Quoting the study by Johns Hopkins Bloomberg School of Public Health in the Lancet Global Health Journal, “due to reductions in routine health service coverage levels, disruption in life-saving immunisation activities and an increase in child wasting, up to 3,00,000 children could die in India alone in the next six months.”
What experts are saying
Warning about the unprecedented risk, Dr Yasmin Ali Haque, UNICEF Representative in India, told TOI, “The mass reverse migration from cities to rural India as a result of estimated 118 million job losses have caused extreme hardship for millions of people.”
Stefania Giannini, UNESCO’s Assistant Director-General for Education, had told in an interview that shutting down of schools was necessary but it comes with a warning of “potential for increased drop-out rates that will disproportionately affect adolescent girls, further entrench gender gaps in education and lead to increased risk of sexual exploitation, early pregnancy and early and forced marriage.”

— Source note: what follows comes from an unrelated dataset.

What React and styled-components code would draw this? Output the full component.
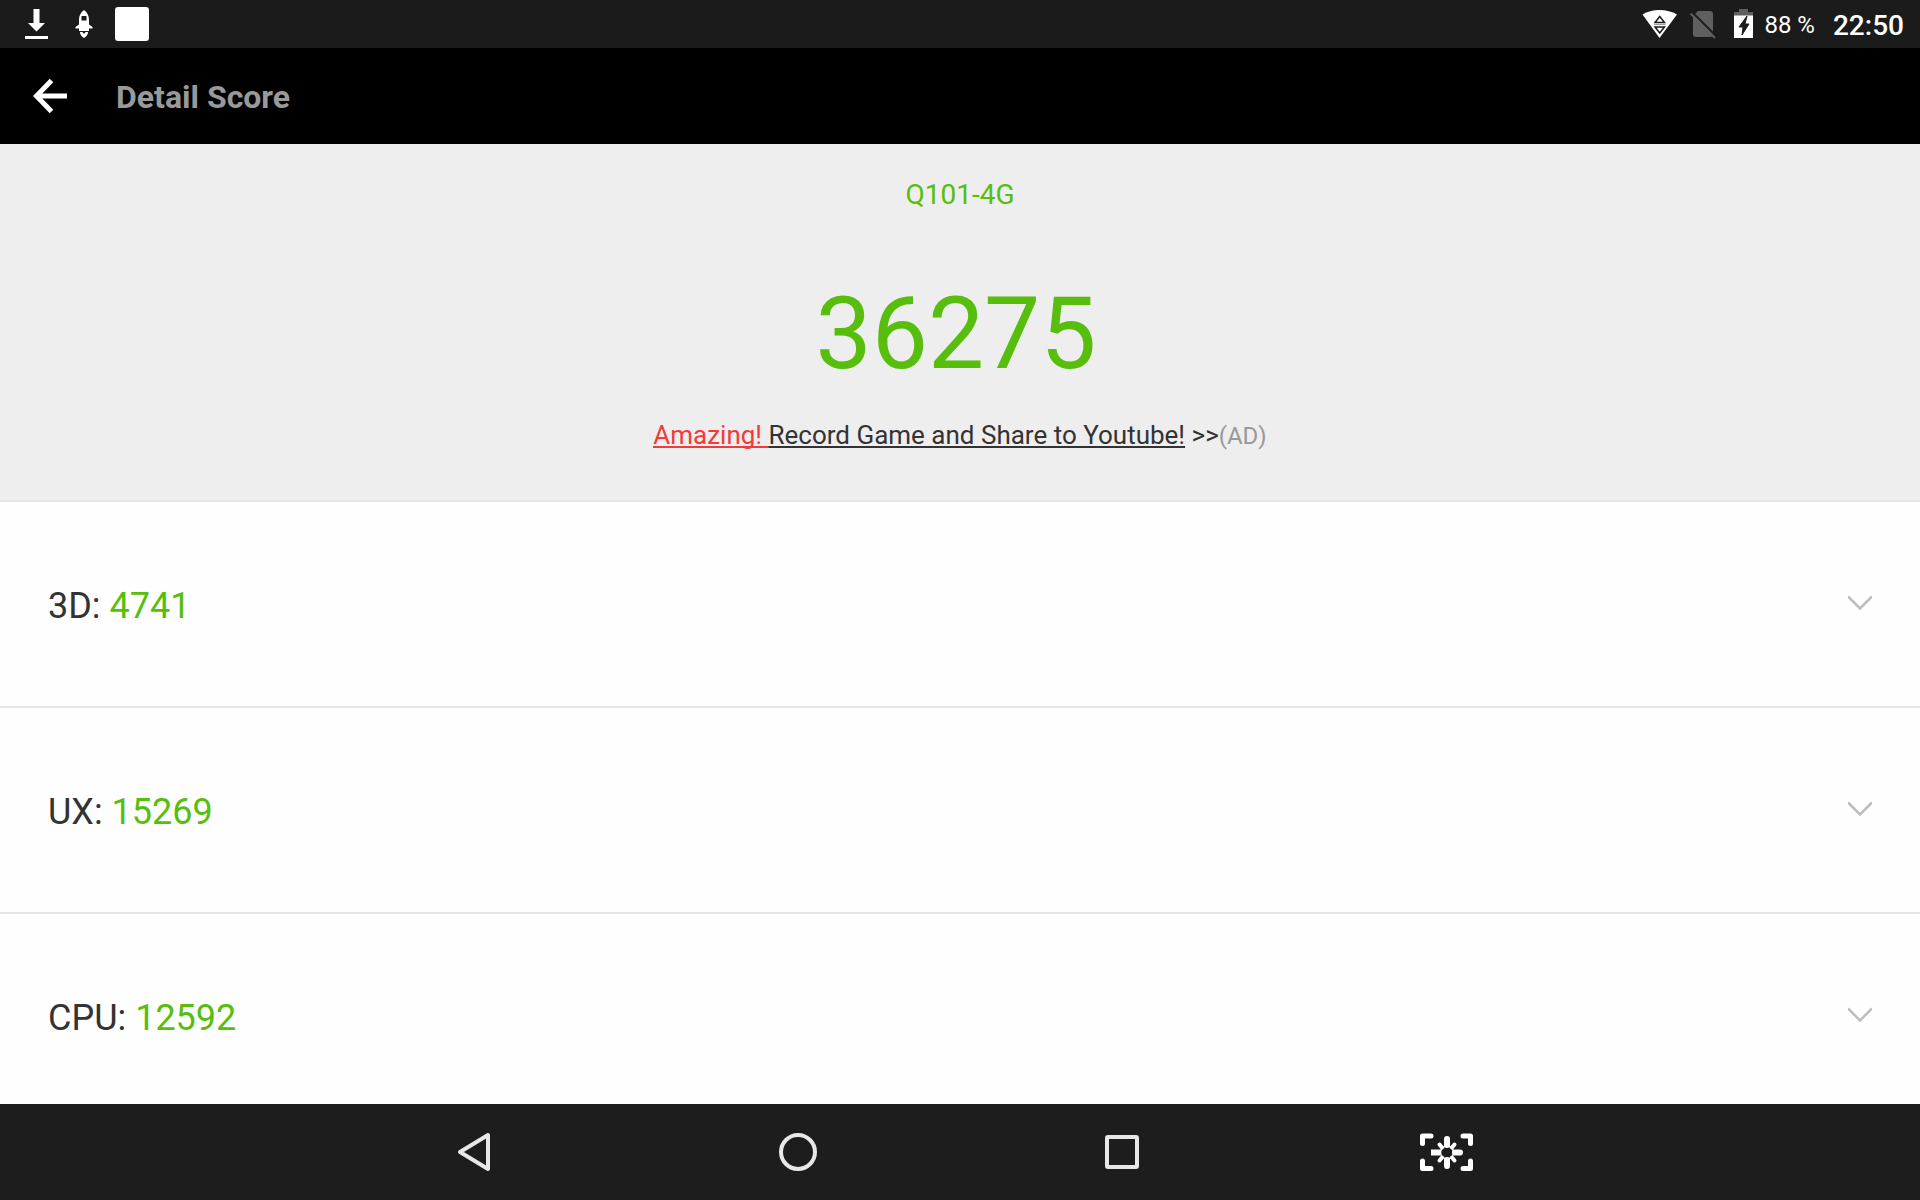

According to the guidelines laid down by the UN agencies,”Schools do much more than teach children how to read, write and count. They also provide nutrition, health and hygiene services; mental health and psychosocial support; and dramatically reduce the risk of violence, early pregnancy and more. And it’s the most vulnerable children who are the hardest hit by school closures, and we know from previous crises that the longer they are out of school, the less likely they are to return.”